Some of that resistance is reflexive — fear of the new, fear of the hype. But some of it is exactly right, and worth respecting: skepticism about being manipulated by a confident, agreeable machine; discomfort with the energy footprint; the instinct that maybe you shouldn’t outsource your judgment to a system you don’t understand. Wariness that makes you use AI more deliberately is not Luddism. It’s the correct response to a powerful tool.
How to use it so it benefits you
Pulling the practical thread together — this is roughly my operating manual:
- Go deep, not shallow. If your question is a quick fact, search the web. Save AI for the things where you’ll work with it over multiple turns — that’s where it earns its keep and where you stay engaged.
- Make it disagree with you. Ask for the counterargument, the failure modes, the assumption you’re missing. The default is flattery; the value is in the friction.
- Keep your hands on the thinking. Use it to structure and accelerate your reasoning, not to replace it. If you couldn’t summarize or defend the output, you’ve offloaded too much.
- Verify the load-bearing stuff. It’s confidently wrong often enough that anything that matters — a fact, a number, a quote — gets checked against a real source. (This post is the proof: AI helped me research it; I verified every claim before it went in.)
- Be a Cyborg, not a passenger. Ethan Mollick’s framing is the best I’ve seen: “Centaurs” split work cleanly between human and machine; “Cyborgs” intertwine the two, “moving back and forth over the jagged frontier.” His warning is the key bit — “on some tasks AI is immensely powerful, and on others it fails completely or subtly. And, unless you use AI a lot, you won’t know which is which.” Knowing where the frontier is is the skill.
Where I land
The people building this technology hold both feelings at once, and I think that’s the honest posture. Sam Altman writes that “the future can be vastly better than the present.” And in 2023, a who’s-who of the field — Hinton, Bengio, Hassabis, Altman, Amodei — signed a one-sentence statement: “Mitigating the risk of extinction from AI should be a global priority alongside other societal-scale risks such as pandemics and nuclear war.” The same people, optimistic and sober in the same breath. Geoffrey Hinton left Google to warn that advanced systems “might take over.” Critics like Emily Bender keep insisting these models manipulate form without meaning. They’re all worth hearing.

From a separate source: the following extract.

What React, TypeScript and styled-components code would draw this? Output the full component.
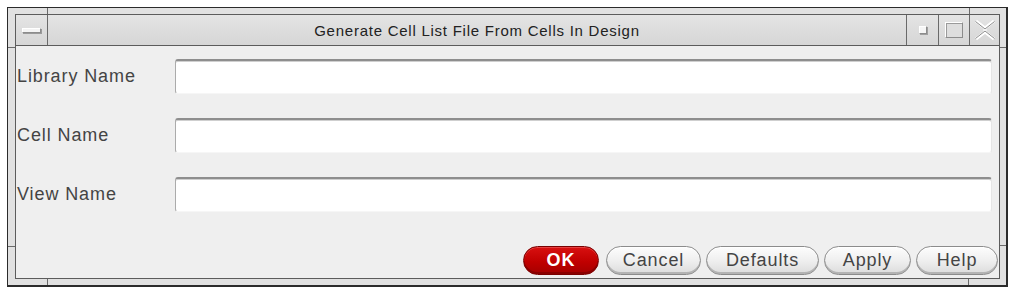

My own position is unchanged by writing this — if anything it’s firmer. AI is one of the most powerful tools I’ve ever used, it’s made me more capable and arguably sharper, and it carries real costs and real failure modes that the breathless coverage on both sides gets wrong. The tool isn’t the variable. You are. Use it like a partner you argue with, keep your own judgment in the loop, ask it to tell you where you’re wrong — and it’ll make you better instead of softer.
Eyes open. That’s the whole trick.
A note on method: I’m not a researcher, and I used AI to help gather the studies and quotes in this post — then verified each claim and figure against its primary source before publishing, and linked them so you can check my work. That process is the argument in miniature.